In 2010, a mother created International Bereaved Mother’s Day. It’s “intended to be a temporary movement [and] … a heart-centered attempt at healing the official Mother’s Day for all mothers.”

CarlyMarie, who started International Bereaved Mother’s Day, says on the website, “I believe that we can do this and that sometime in the near future there will be no need for this day at all because all true mothers will be recognized, loved, supported and celebrated.”
My friend Irene Vouvalides, who is a board member of the support group Helping Parents Heal, gave me good advice when she told me, “We celebrate Mother’s Day as we celebrate the bond created by mother and child. We are mothers, always, regardless of whether our children walk this earth or not.”

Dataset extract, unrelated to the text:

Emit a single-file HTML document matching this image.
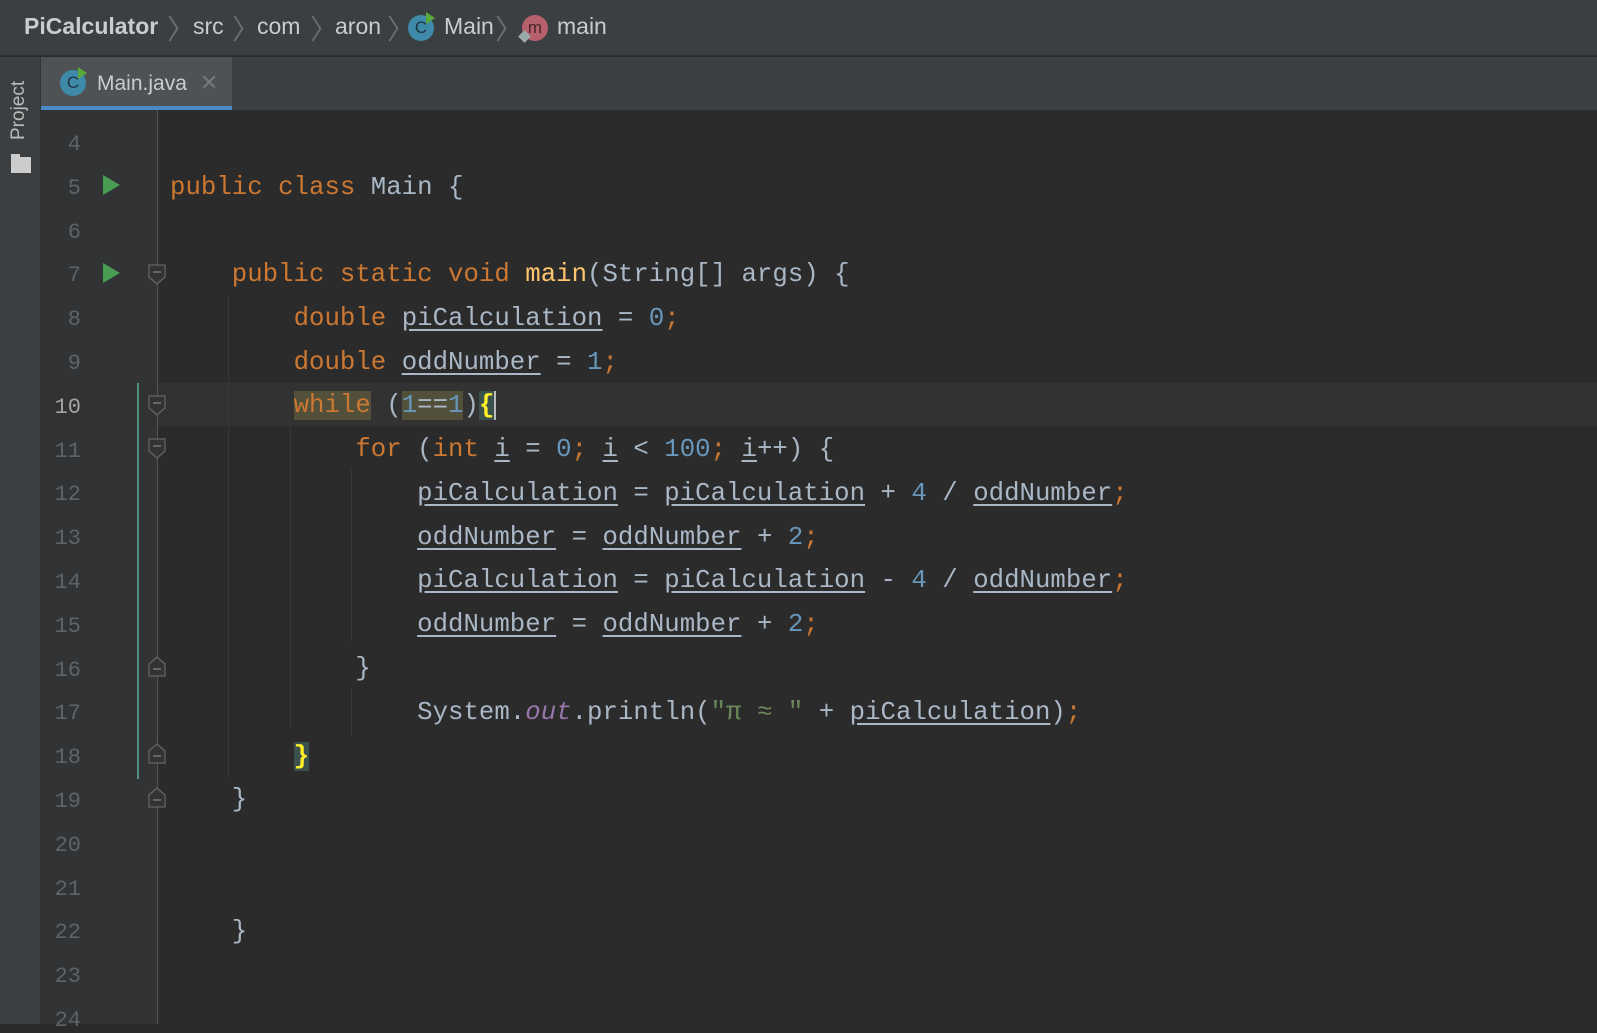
<!DOCTYPE html>
<html><head><meta charset="utf-8"><style>
*{margin:0;padding:0;box-sizing:border-box}
body{width:1597px;height:1024px;overflow:hidden;background:#2b2b2b;position:relative;font-family:"Liberation Sans",sans-serif}
.abs{position:absolute}
#top{left:0;top:0;width:1597px;height:56px;background:#3c3f41;border-bottom:1px solid #2f3133}
#tabs{left:0;top:57px;width:1597px;height:53px;background:#3c3f41}
#strip{left:0;top:57px;width:41px;height:967px;background:#3c3f41;border-right:1px solid #333}
#gut{left:41px;top:110px;width:116px;height:914px;background:#313335}
.crumb{top:13px;font-size:23px;color:#c9cdd0}
.sep{top:8px;color:#6a6d70;font-size:28px;font-weight:200}
.ln{position:absolute;left:41px;width:40px;text-align:right;font-family:"Liberation Mono",monospace;font-size:22px;color:#5f6366}
.code{position:absolute;left:170px;font-family:"Liberation Mono",monospace;font-size:25.7px;color:#a9b7c6;white-space:pre;letter-spacing:0.03px}
.k{color:#cc7832}.n{color:#6897bb}.u{text-decoration:underline;text-decoration-color:#a9b7c6;text-underline-offset:4px}.f{color:#ffc66d}.s{color:#6a8759}.o{color:#9876aa;font-style:italic}
.guide{position:absolute;width:1px;background:#373737}
.icon{border-radius:50%;background:#3e8aa8;color:#1d3440;font-size:17px;text-align:center;line-height:26px;width:26px;height:26px}
</style></head><body>
<div id="top" class="abs"></div>
<div id="tabs" class="abs"></div>
<div class="abs crumb" style="left:24px;font-weight:bold">PiCalculator</div>
<div class="abs sep" style="left:167px">〉</div>
<div class="abs crumb" style="left:193px">src</div>
<div class="abs sep" style="left:232px">〉</div>
<div class="abs crumb" style="left:257px">com</div>
<div class="abs sep" style="left:310px">〉</div>
<div class="abs crumb" style="left:335px">aron</div>
<div class="abs sep" style="left:387px">〉</div>
<div class="abs icon" style="left:408px;top:15px">C</div>
<div class="abs" style="left:426px;top:12px;width:0;height:0;border-left:9px solid #59a839;border-top:6px solid transparent;border-bottom:6px solid transparent"></div>
<div class="abs crumb" style="left:444px">Main</div>
<div class="abs sep" style="left:495px">〉</div>
<div class="abs icon" style="left:522px;top:15px;background:#b6606c;color:#4a2226">m</div>
<div class="abs" style="left:520px;top:32px;width:9px;height:9px;background:#9aa;transform:rotate(45deg)"></div>
<div class="abs crumb" style="left:557px">main</div>

<div class="abs" style="left:41px;top:57px;width:191px;height:53px;background:#4e5254"></div>
<div class="abs" style="left:41px;top:106px;width:191px;height:4px;background:#4a88c7"></div>
<div class="abs icon" style="left:60px;top:70px">C</div>
<div class="abs" style="left:78px;top:67px;width:0;height:0;border-left:9px solid #59a839;border-top:6px solid transparent;border-bottom:6px solid transparent"></div>
<div class="abs" style="left:97px;top:72px;font-size:21px;color:#c9cdd0">Main.java</div>
<div class="abs" style="left:200px;top:70px;font-size:22px;color:#777">✕</div>

<div id="strip" class="abs"></div>
<div class="abs" style="left:8px;top:140px;transform:rotate(-90deg);transform-origin:0 0;font-size:19px;color:#bbb">Project</div>
<div class="abs" style="left:11px;top:157px;width:20px;height:16px;background:#ccc"></div>
<div class="abs" style="left:11px;top:154px;width:9px;height:4px;background:#ccc"></div>

<div id="gut" class="abs"></div>
<div class="abs" style="left:41px;top:383px;width:1556px;height:43px;background:#323232"></div>
<div class="abs" style="left:157px;top:110px;width:1px;height:914px;background:#555"></div>
<div class="abs" style="left:137px;top:383px;width:2px;height:396px;background:#4e8f80"></div>

<div class="guide" style="left:228px;top:296px;height:482px"></div>
<div class="guide" style="left:290px;top:426px;height:302px"></div>
<div class="guide" style="left:351px;top:469px;height:172px"></div>
<div class="guide" style="left:351px;top:688px;height:48px"></div>

<svg class="abs" style="left:100px;top:173px" width="22" height="24"><polygon points="3,2 20,12 3,22" fill="#499c54"/></svg>
<svg class="abs" style="left:100px;top:261px" width="22" height="24"><polygon points="3,2 20,12 3,22" fill="#499c54"/></svg>

<svg class="abs" style="left:148px;top:264px" width="18" height="22"><path d="M1,1H17V13L9,20L1,13Z" fill="#313335" stroke="#5b5d5f" stroke-width="1.5"/><path d="M5,8H13" stroke="#777" stroke-width="1.5"/></svg>
<svg class="abs" style="left:148px;top:395px" width="18" height="22"><path d="M1,1H17V13L9,20L1,13Z" fill="#323232" stroke="#5b5d5f" stroke-width="1.5"/><path d="M5,8H13" stroke="#777" stroke-width="1.5"/></svg>
<svg class="abs" style="left:148px;top:438px" width="18" height="22"><path d="M1,1H17V13L9,20L1,13Z" fill="#313335" stroke="#5b5d5f" stroke-width="1.5"/><path d="M5,8H13" stroke="#777" stroke-width="1.5"/></svg>
<svg class="abs" style="left:148px;top:655px" width="18" height="22"><path d="M1,21H17V9L9,2L1,9Z" fill="#313335" stroke="#5b5d5f" stroke-width="1.5"/><path d="M5,14H13" stroke="#777" stroke-width="1.5"/></svg>
<svg class="abs" style="left:148px;top:742px" width="18" height="22"><path d="M1,21H17V9L9,2L1,9Z" fill="#313335" stroke="#5b5d5f" stroke-width="1.5"/><path d="M5,14H13" stroke="#777" stroke-width="1.5"/></svg>
<svg class="abs" style="left:148px;top:786px" width="18" height="22"><path d="M1,21H17V9L9,2L1,9Z" fill="#313335" stroke="#5b5d5f" stroke-width="1.5"/><path d="M5,14H13" stroke="#777" stroke-width="1.5"/></svg>

<div class="ln" style="top:132px">4</div>
<div class="ln" style="top:176px">5</div>
<div class="ln" style="top:220px">6</div>
<div class="ln" style="top:263px">7</div>
<div class="ln" style="top:307px">8</div>
<div class="ln" style="top:351px">9</div>
<div class="ln" style="top:395px;color:#a4a3a3">10</div>
<div class="ln" style="top:439px">11</div>
<div class="ln" style="top:482px">12</div>
<div class="ln" style="top:526px">13</div>
<div class="ln" style="top:570px">14</div>
<div class="ln" style="top:614px">15</div>
<div class="ln" style="top:658px">16</div>
<div class="ln" style="top:701px">17</div>
<div class="ln" style="top:745px">18</div>
<div class="ln" style="top:789px">19</div>
<div class="ln" style="top:833px">20</div>
<div class="ln" style="top:877px">21</div>
<div class="ln" style="top:920px">22</div>
<div class="ln" style="top:964px">23</div>
<div class="ln" style="top:1008px">24</div>

<div class="code" style="top:173px"><span class="k">public class </span>Main {</div>
<div class="code" style="top:260px">    <span class="k">public static void </span><span class="f">main</span>(String[] args) {</div>
<div class="code" style="top:304px">        <span class="k">double </span><span class="u">piCalculation</span> = <span class="n">0</span><span class="k">;</span></div>
<div class="code" style="top:348px">        <span class="k">double </span><span class="u">oddNumber</span> = <span class="n">1</span><span class="k">;</span></div>
<div class="code" style="top:391px">        <span class="k" style="background:#52503a">while</span> (<span style="background:#52503a"><span class="n">1</span>==<span class="n">1</span></span>)<span style="background:#3b514d;color:#ffef28;font-weight:bold">{</span><span style="border-left:2px solid #bbb"></span></div>
<div class="code" style="top:435px">            <span class="k">for </span>(<span class="k">int </span><span class="u">i</span> = <span class="n">0</span><span class="k">; </span><span class="u">i</span> &lt; <span class="n">100</span><span class="k">; </span><span class="u">i</span>++) {</div>
<div class="code" style="top:479px">                <span class="u">piCalculation</span> = <span class="u">piCalculation</span> + <span class="n">4</span> / <span class="u">oddNumber</span><span class="k">;</span></div>
<div class="code" style="top:523px">                <span class="u">oddNumber</span> = <span class="u">oddNumber</span> + <span class="n">2</span><span class="k">;</span></div>
<div class="code" style="top:566px">                <span class="u">piCalculation</span> = <span class="u">piCalculation</span> - <span class="n">4</span> / <span class="u">oddNumber</span><span class="k">;</span></div>
<div class="code" style="top:610px">                <span class="u">oddNumber</span> = <span class="u">oddNumber</span> + <span class="n">2</span><span class="k">;</span></div>
<div class="code" style="top:654px">            }</div>
<div class="code" style="top:698px">                System.<span class="o">out</span>.println(<span class="s">"π ≈ "</span> + <span class="u">piCalculation</span>)<span class="k">;</span></div>
<div class="code" style="top:742px">        <span style="background:#3b514d;color:#ffef28;font-weight:bold">}</span></div>
<div class="code" style="top:785px">    }</div>
<div class="code" style="top:917px">    }</div>
</body></html>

My son’s birthday is on May 11, so it usually falls a few days before or after Mother’s Day; sometimes his birthday is on Mother’s Day itself. The first years after his death, this has compounded my pain in ways that I can’t put into words. I was unable to step outside to listen to children’s laughter, to hear the music, the noise, see the full restaurants, the cards and flowers and balloons and kisses.
Irene told me that through the few years since our children died, she is finding that Mother’s Day has become “less tortuous and more peaceful.” Every year now, she buys something for herself in her daughter’s name. This year, I will do the same.
I used to say, “We are still mothers.” This year, I am saying, “I am your mother. Here. Yesterday. Always.”
It’s still a process, but I’m starting to understand and accept that we can still honor Mother’s Day. Even though our children are no longer physically present, our children—my child—are still here.
I love you, Keanu. I blow kisses to the sky today and on this Mother’s Day, and I thank you for being my amazing son, today and always.